Все меньше остается среди родных и знакомых людей старше 85 лет. И все больше хочется слушать их рассказы про ту, послевоенную, жизнь. Прочувствовать время, когда наши родители были детьми. Понять, чтобы ценить день сегодняшний. Узнать и передать внукам.
95-летний Даулетбай Курманбаев – труженик тыла. Аксакал ходит, опираясь на две тросточки, жалуется, что болят колени. Сетует, что не осталось уже его ровесников. Память у него на удивление крепкая, да только мало кто расспрашивает его о детстве. А ведь воспоминания деда – крупицы нашей общей истории:
– Всего четыре года я проучился в школе в совхозе «Челкарский». Отца забрали на фронт в 41 год, он погиб, защищая украинскую деревню. Мне было лет 12, когда поручили пасти телят, примерно двести голов. На следующий год с мальчишками с утра до позднего вечера работали на покосе, запрягая верблюдов. На обед ели бламық – варево из перемолотой пшеницы, вечером доедали, что останется. Хлеба вообще не видели. От усталости с ног валились. Бывало, прикорнешь на краю поля, только глаза сомкнешь, как одноногий бригадир начинает кричать, плеткой размахивать. Он комиссованный был после ранения на фронте, единственный мужчина на весь аул.
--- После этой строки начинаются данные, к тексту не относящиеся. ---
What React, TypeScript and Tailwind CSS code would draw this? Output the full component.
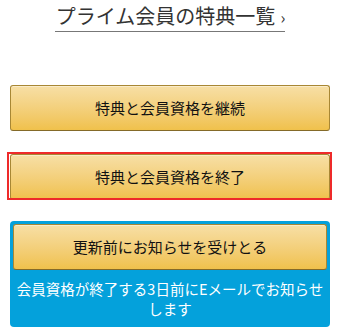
export default function App() {
  const btn =
    "w-full h-[46px] flex items-center justify-center rounded-[3px] border border-[#a88734] border-b-[#846a29] bg-gradient-to-b from-[#f7dfa5] to-[#f0c14b] text-[15px] text-[#111] shadow-[inset_0_1px_0_rgba(255,255,255,0.4)]";

  return (
    <div
      className="w-[340px] h-[329px] bg-white px-[10px] overflow-hidden"
      style={{ fontFamily: '"Noto Sans CJK JP", "Noto Sans", sans-serif' }}
    >
      {/* titre avec lien */}
      <div className="flex justify-center pt-[2px]">
        <span className="border-b border-[#777] text-[20px] leading-[27px] text-[#333] pl-[1px]">
          プライム会員の特典一覧<span className="ml-[5px] text-[16px]">›</span>
        </span>
      </div>

      <div className="mt-[53px]">
        <button className={btn}>特典と会員資格を継続</button>
      </div>

      {/* bouton encadré en rouge */}
      <div className="relative mt-[23px]">
        <button className={btn}>特典と会員資格を終了</button>
        <div className="absolute left-[-3px] right-[-2px] top-[-2px] bottom-[0px] border-2 border-[#ee2a2a] pointer-events-none" />
      </div>

      {/* bloc bleu notification */}
      <div className="mt-[21px] rounded-[4px] bg-[#04a1db] p-[3px] pb-[4px]">
        <button className={btn + " h-[44px]"}>更新前にお知らせを受けとる</button>
        <p className="text-white text-[14.5px] leading-[20px] text-center px-[3px] pt-[9px] pb-[4px]">
          会員資格が終了する3日前にEメールでお知らせします
        </p>
      </div>
    </div>
  );
}
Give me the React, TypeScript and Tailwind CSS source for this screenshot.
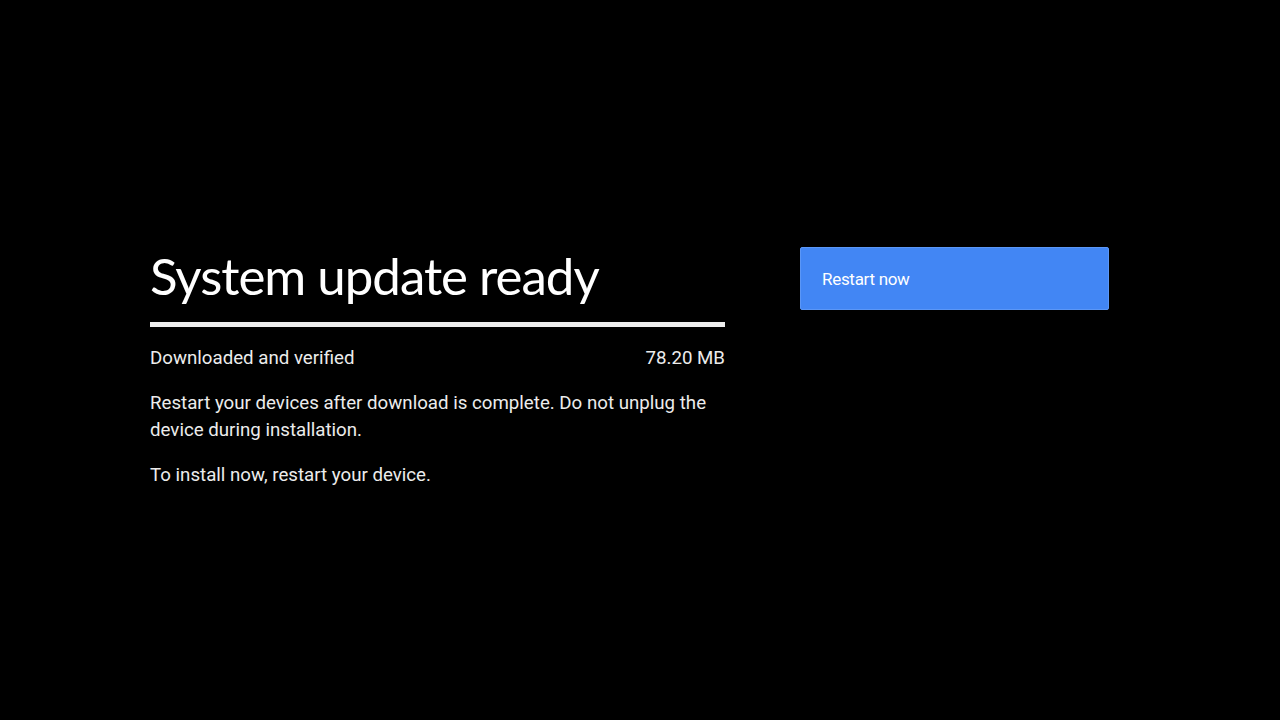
export default function App() {
  return (
    <div className="flex h-[720px] w-[1280px] bg-black text-[#ececec]" style={{ fontFamily: "Roboto, sans-serif" }}>
      <div className="ml-[150px] mt-[247px] flex w-[575px] flex-col">
        <h1
          className="mt-[-3px] text-[51px] leading-[64px] tracking-[-1px] text-white"
          style={{ fontFamily: "Lato, sans-serif" }}
        >
          System update ready
        </h1>
        <div className="mt-[14px] h-[5px] w-full bg-[#eeeeee]" />
        <div className="mt-[19px] flex justify-between text-[18.7px] leading-[24px]">
          <span>Downloaded and verified</span>
          <span>78.20 MB</span>
        </div>
        <p className="mt-[20px] text-[18.7px] leading-[27px]">
          Restart your devices after download is complete. Do not unplug the device during installation.
        </p>
        <p className="mt-[18px] text-[18.7px] leading-[27px]">To install now, restart your device.</p>
      </div>
      <div className="ml-[75px] mt-[247px]">
        <button className="flex h-[63px] w-[309px] items-center rounded-[2px] border border-[#5b97f7] bg-[#4286f4] pt-[3px] pl-[21px] text-[17px] tracking-[-0.3px] text-white">
          Restart now
        </button>
      </div>
    </div>
  );
}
Подскакиваешь и бежишь за верблюдом.
Не хочет аксакал бередить прошлое, отмахивается:
– Все так жили, не только мы.
84-летняя Гульжан Тлеубергенова как-то в беседе проронила:
– Меня мама на қырман посылала за зерном.
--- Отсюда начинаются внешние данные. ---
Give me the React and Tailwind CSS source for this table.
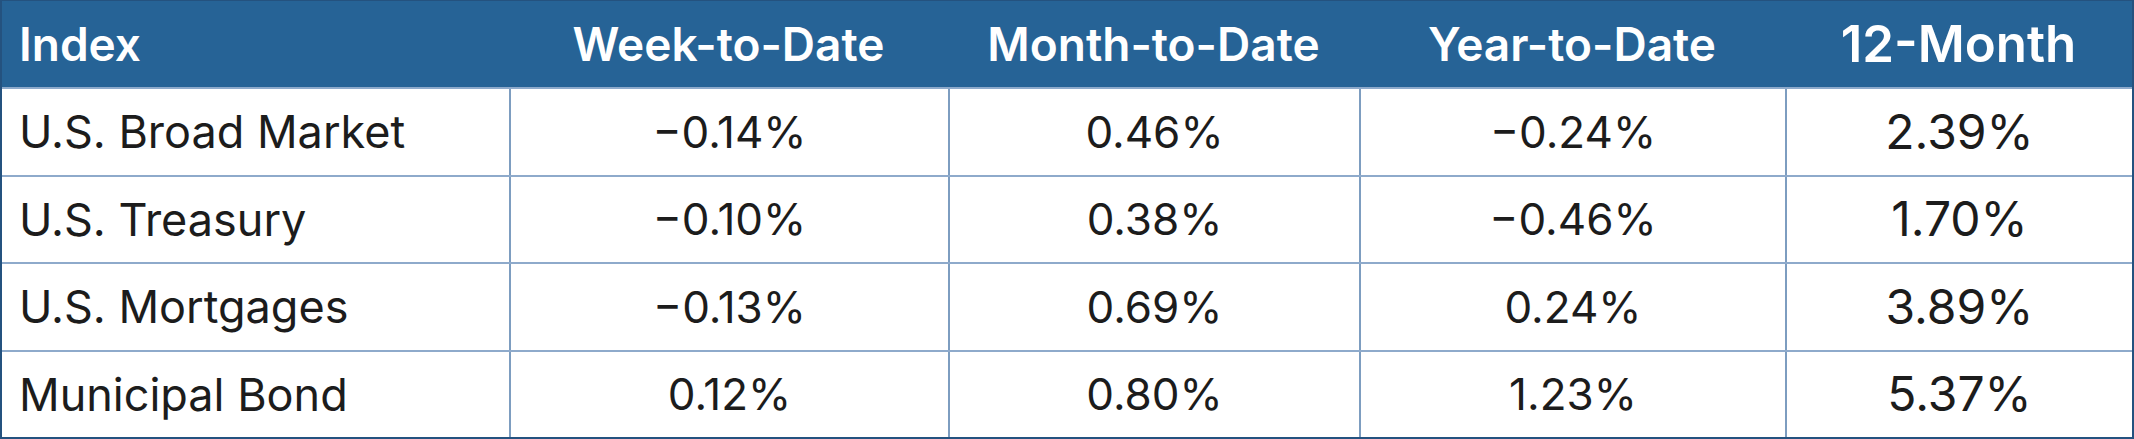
import React from "react";

const rows = [
  ["U.S. Broad Market", "\u22120.14%", "0.46%", "\u22120.24%", "2.39%"],
  ["U.S. Treasury", "\u22120.10%", "0.38%", "\u22120.46%", "1.70%"],
  ["U.S. Mortgages", "\u22120.13%", "0.69%", "0.24%", "3.89%"],
  ["Municipal Bond", "0.12%", "0.80%", "1.23%", "5.37%"],
];

const cols = "grid grid-cols-[507px_439px_411px_426px_1fr]";

export default function App() {
  return (
    <div
      className="w-[2134px] h-[439px] bg-white border-x-2 border-b-2 border-t border-[#24527f] flex flex-col overflow-hidden"
      style={{ fontFamily: "Inter, 'Noto Sans', sans-serif" }}
    >
      <div className={`${cols} h-[86px] bg-[#266396] text-white font-semibold items-center`}>
        <div className="pl-[17px] text-[46px]">Index</div>
        <div className="text-center text-[46px]">Week-to-Date</div>
        <div className="text-center text-[46px]">Month-to-Date</div>
        <div className="text-center text-[46px]">Year-to-Date</div>
        <div className="text-center text-[51px]">12-Month</div>
      </div>
      {rows.map((r, i) => (
        <div
          key={i}
          className={`${cols} flex-1 border-t-2 border-[#8eaacb] text-[#1c1c1c] items-stretch`}
        >
          <div className="pl-[17px] text-[45px] flex items-center">{r[0]}</div>
          <div className="border-l-2 border-[#7d9dc0] text-[44px] flex items-center justify-center">{r[1]}</div>
          <div className="border-l-2 border-[#7d9dc0] text-[44px] flex items-center justify-center">{r[2]}</div>
          <div className="border-l-2 border-[#7d9dc0] text-[44px] flex items-center justify-center">{r[3]}</div>
          <div className="border-l-2 border-[#7d9dc0] text-[48px] flex items-center justify-center">{r[4]}</div>
        </div>
      ))}
    </div>
  );
}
– А разве можно было набирать его из совхозного урожая?
– Нет, конечно. В жару в конце лета я надевала большие резиновые сапоги. Шла туда, где работали женщины и старшие дети. Мама насыпала полные сапоги пшеницы. Еле волоча ноги, возвращалась домой.
– Ну это же тогда было подсудным делом?
– Да, в сталинские годы за такое даже расстреливали. Но что делать? Все видели и молчали. Надо же было чем-то детей кормить. Так, за день я натаскивала почти ведро зерна, вечером мама перемалывала его на каменном дермене, пекла хлеб или варила похлебку.
Наша мама, 78-летняя Людмила Байкадамова, часто рассказывает истории из детства. Это были уже 1953-1957 годы, начало оттепели после репрессий. Но в поселке Оркаш было так же голодно и так же страшно оказаться в ссылке за любую провинность.
– Папа Султан был военнопленным, бежал из фашистских лагерей через Италию. Как врага народа его сослали на дальневосточные шахты. Он смог вернуться домой только спустя 15 лет с русской женой и четырьмя детьми. В нашем ауле жили несколько таких же, выживших в плену. Они боялись разговаривать друг с другом при людях. Объяснялись знаками, взглядом. Если хотели пообщаться, прятались у кого-нибудь в сарае, говорили шепотом. Мы тоже чувствовали себя врагами…
Однажды Аксулу аже позвала меня на ток, насыпала в подол зерна, примерно полведра, велела бежать домой. Во дворе я встретила отца, довольная такая, показываю ему, что помогаю взрослым. А папа увидел и начал ругать: «Сейчас же отнеси это туда, откуда взяла!». И своей матери наказал, чтобы больше так не делала, не воровала совхозное добро.
Мы, десять детей, выжили благодаря корове и огородику возле дома, который каждый год сажала мама Дуся.
… Несколько судеб, несколько историй из не очень далекого прошлого. Послевоенное поколение передало нам, советским школьникам, чувство неутолимого голода, страха перед власть имущими. Нам было полегче, но дастарханы тоже не изобиловали яствами. Дети 1990-х пережили перестройку, унаследовав память о развале и хаосе. И только внуки живут сейчас в свое удовольствие: все – им, все – для них. Пусть уж лучше они отворачиваются от пиццы: «Надоела!», наотрез отказываются от кашки и супчика, перебирают фрукты, конфеты, чем будут мечтать о куске хлеба и жидкой похлебке из перемолотой пшеницы.